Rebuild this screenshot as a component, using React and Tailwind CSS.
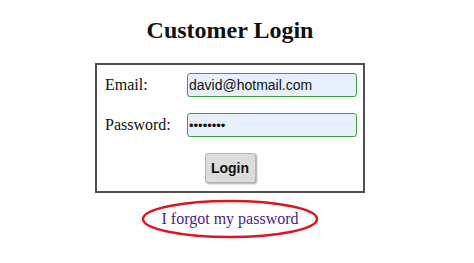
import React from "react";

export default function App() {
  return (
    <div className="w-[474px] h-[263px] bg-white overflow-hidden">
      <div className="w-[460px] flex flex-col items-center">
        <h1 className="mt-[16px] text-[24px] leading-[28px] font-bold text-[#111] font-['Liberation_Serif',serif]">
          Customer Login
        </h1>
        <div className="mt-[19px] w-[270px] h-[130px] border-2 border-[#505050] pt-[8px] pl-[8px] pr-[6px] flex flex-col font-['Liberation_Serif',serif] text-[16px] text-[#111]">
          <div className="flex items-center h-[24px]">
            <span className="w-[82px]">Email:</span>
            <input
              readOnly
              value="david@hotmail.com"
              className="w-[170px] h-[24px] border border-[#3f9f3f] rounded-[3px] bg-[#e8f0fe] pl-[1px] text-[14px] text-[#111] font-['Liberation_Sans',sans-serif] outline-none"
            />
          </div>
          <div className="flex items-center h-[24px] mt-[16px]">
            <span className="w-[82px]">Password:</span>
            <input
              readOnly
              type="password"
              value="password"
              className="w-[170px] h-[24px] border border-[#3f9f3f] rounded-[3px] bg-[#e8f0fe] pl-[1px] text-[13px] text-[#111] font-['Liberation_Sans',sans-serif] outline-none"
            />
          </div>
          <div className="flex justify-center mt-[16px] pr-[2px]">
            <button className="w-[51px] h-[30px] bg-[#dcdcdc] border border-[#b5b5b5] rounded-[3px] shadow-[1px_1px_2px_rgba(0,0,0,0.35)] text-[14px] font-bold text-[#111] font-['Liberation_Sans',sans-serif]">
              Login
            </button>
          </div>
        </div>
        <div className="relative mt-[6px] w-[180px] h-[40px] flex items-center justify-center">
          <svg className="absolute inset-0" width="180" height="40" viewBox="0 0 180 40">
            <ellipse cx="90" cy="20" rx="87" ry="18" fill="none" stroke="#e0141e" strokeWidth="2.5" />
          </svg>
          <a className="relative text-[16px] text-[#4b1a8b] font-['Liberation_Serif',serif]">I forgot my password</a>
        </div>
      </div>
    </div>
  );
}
+++++
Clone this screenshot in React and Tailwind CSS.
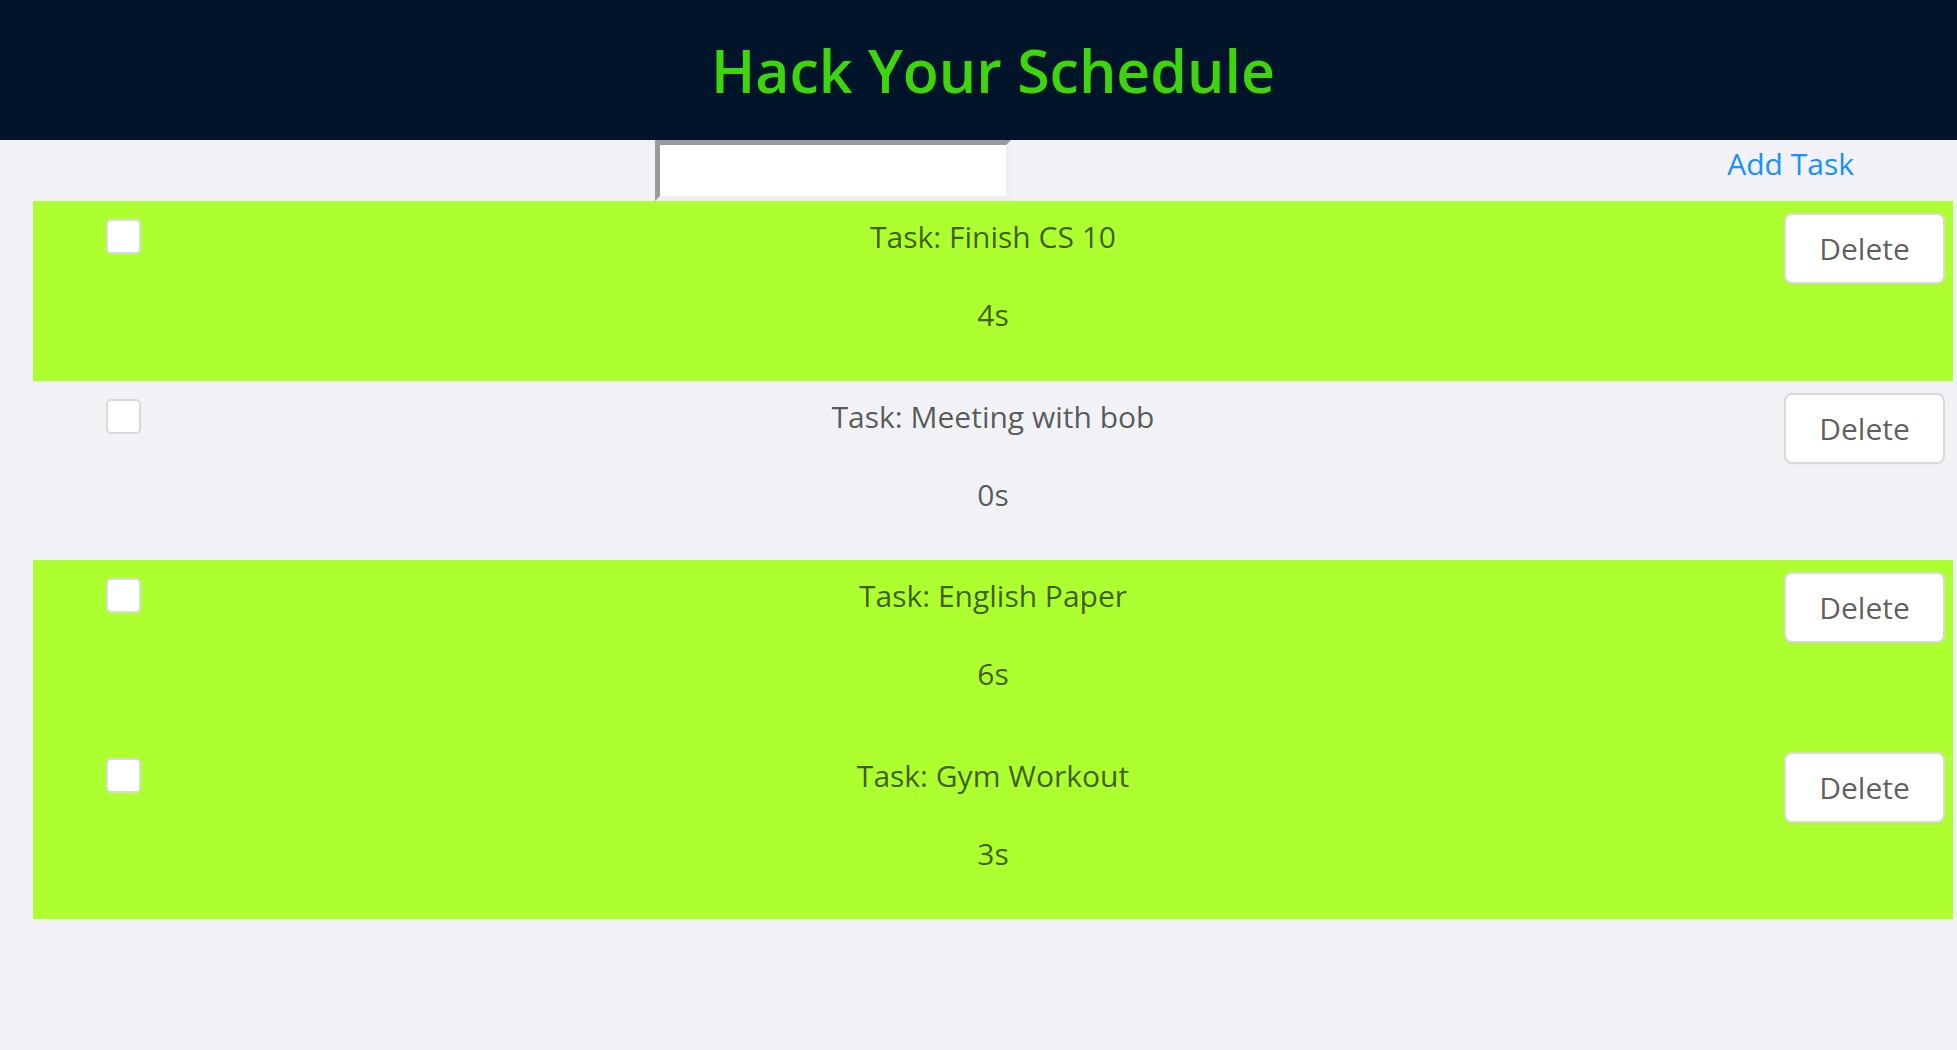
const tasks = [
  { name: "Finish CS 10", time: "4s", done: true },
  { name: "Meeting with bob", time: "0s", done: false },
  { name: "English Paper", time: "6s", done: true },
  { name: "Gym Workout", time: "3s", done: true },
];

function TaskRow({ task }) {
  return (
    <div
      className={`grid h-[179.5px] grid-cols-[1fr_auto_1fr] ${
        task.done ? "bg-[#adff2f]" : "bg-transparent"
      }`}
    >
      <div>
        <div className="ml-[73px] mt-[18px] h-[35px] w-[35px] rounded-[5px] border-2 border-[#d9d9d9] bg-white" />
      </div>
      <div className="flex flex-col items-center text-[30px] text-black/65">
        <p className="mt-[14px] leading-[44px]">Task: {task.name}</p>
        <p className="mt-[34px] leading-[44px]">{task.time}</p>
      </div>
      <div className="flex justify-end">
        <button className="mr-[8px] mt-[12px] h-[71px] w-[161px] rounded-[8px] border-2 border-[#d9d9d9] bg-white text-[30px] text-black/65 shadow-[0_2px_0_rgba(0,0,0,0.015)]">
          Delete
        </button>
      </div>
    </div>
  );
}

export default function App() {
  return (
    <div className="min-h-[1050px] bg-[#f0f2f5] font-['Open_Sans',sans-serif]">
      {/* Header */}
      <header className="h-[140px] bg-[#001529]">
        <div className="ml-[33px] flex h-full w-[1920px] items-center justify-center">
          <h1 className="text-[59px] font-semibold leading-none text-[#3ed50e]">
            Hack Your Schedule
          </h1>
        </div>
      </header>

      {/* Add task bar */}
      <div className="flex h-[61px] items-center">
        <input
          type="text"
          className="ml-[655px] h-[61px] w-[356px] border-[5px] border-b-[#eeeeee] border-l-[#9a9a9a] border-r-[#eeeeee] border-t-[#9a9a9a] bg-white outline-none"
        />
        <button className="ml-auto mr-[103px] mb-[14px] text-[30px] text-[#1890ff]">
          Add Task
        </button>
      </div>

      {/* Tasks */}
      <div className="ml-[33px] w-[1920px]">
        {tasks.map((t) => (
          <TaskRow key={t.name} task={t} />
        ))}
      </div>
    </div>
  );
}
+++++
Exercise prompt :: Include both the line containing "Rebuild this screenshot" and the line containing "import React from" when you write out everything between them, exactly. Leave the pictures out.

Solution to this exercise ::
Rebuild this screenshot as a component, using React and Tailwind CSS.
import React from "react";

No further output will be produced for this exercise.